On 22 June, Justice Aniruddha Bose, a Judge of the Supreme Court recused himself from the hearing of petitions of the West Bengal Chief Minister and State Law Minister challenging the Calcutta High Court order denying them an opportunity to file affidavits in connection with the 2016 Narada sting case. It has been reported that the Bench, ahead of commencing judicial work announced that Justice Bose ‘has some difficulty’ in hearing the petitions and this would be assigned to another Bench.
On June 18, another Judge of the Apex Court, Justice Indira Banerjee recused herself from hearing a petition pertaining to alleged post-poll violence in West Bengal. Justice Banerjee also recused herself without specifying any reason. Both Judges had started their career as Judges in Calcutta High Court. These are not exceptions, rather the phenomena is an affirmation of a growing trend amongst judges of the higher Judiciary. But these two instances, where there was no request from any of the parties and no disclosed reason of conflict of interest was noted, except that the petitions related to West Bengal and had political implications, require debate and close scrutiny to strengthen the transparency of the judiciary. The issue is whether a judge need not give a reason for such withdrawal and whether he or she can alone determine such recusal at discretion.
In all probability, the Hon’ble Judges have justified reasons for recusal, but disclosure is required to negate unfounded speculations and to strengthen transparency.
In contrast, there are cases, where Judges refused to accept the request of ‘recusal’ by petitioners. In 2018, in the Judge Loya case, such refusal took place, and the request was termed a ‘wanton attack’. In 2019, in a PIL on the plight of inmates in Assam’s detention centres, the then Chief Justice Ranjan Gogoi was asked to recuse himself, but the Court observed, “judicial functions, sometimes, involve the performance of unpleasant and difficult tasks, which require asking questions and soliciting answers to arrive at a just and fair decision. If the assertions of bias as stated are to be accepted, it would become impossible for a judge to seek clarifications and answers.”
Judicial disqualification or recusal is the act of abstaining from participation in a hearing due to the threat of conflict of interest. Justice J. Chelameswar in the Supreme Court Advocates-onRecord Association v. Union of India (2015) observed that “Where a Judge has a pecuniary interest, no further inquiry as to whether there was a ‘real danger ‘or ‘reasonable suspicion’ of bias is required to be undertaken.”
In every legal system across the world, there are provisions for recusal of judges to ensure the quality of justice, but it should not be used to avoid responsibility, even if it is only in public perception. The Due Process clauses of the 14th Amendment of the United States Constitution require Judges to rescue themselves from cases in two situations:
1. Where the Judge has a financial interest in the case’s outcome, or
2. Where there is otherwise a strong possibility that the Judge’s decision will be biased.

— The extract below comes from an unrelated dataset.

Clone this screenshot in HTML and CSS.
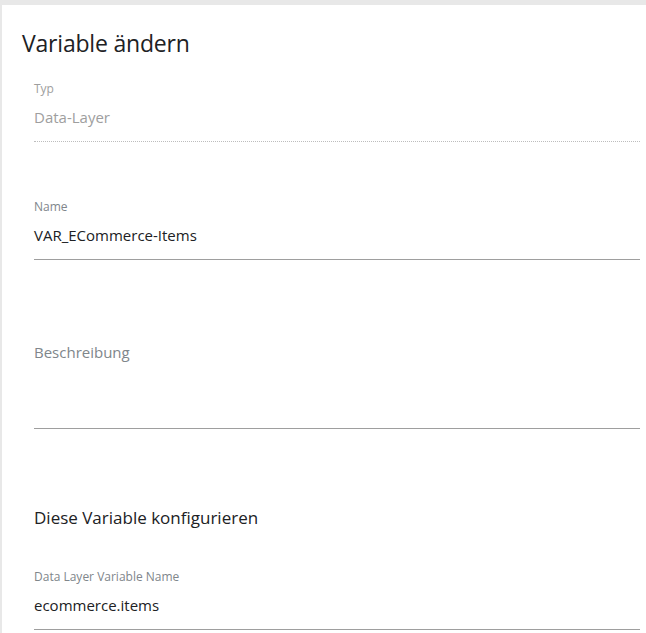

In either case, it does not matter whether or not the Judge is actually biased, the high probability of bias still damages the integrity of the judicial system. Any party in a lawsuit may request that a judge recuse himself or herself. There may be situations where a Judge can recuse herself or himself at discretion but citing the reason for such disqualification or recusal and conflict of interest is the litmus test.
But where the Judge has declined to cite any reason and the apparent reason is only to avoid professional hazards, then such recusal may create a bad precedent and should not be accepted without scrutiny.
In a different spectrum, although one may ridicule the comparison, can a senior civil servant determine at his or her discretion to dissociate himself or herself from an official responsibility without assigning any reason? The simple answer is no, and rules are there to enquire there is no dereliction of duty. Judges are ensuring accountability in every organ of society but how to improve accountability of judges is a vexed issue of separation of powers.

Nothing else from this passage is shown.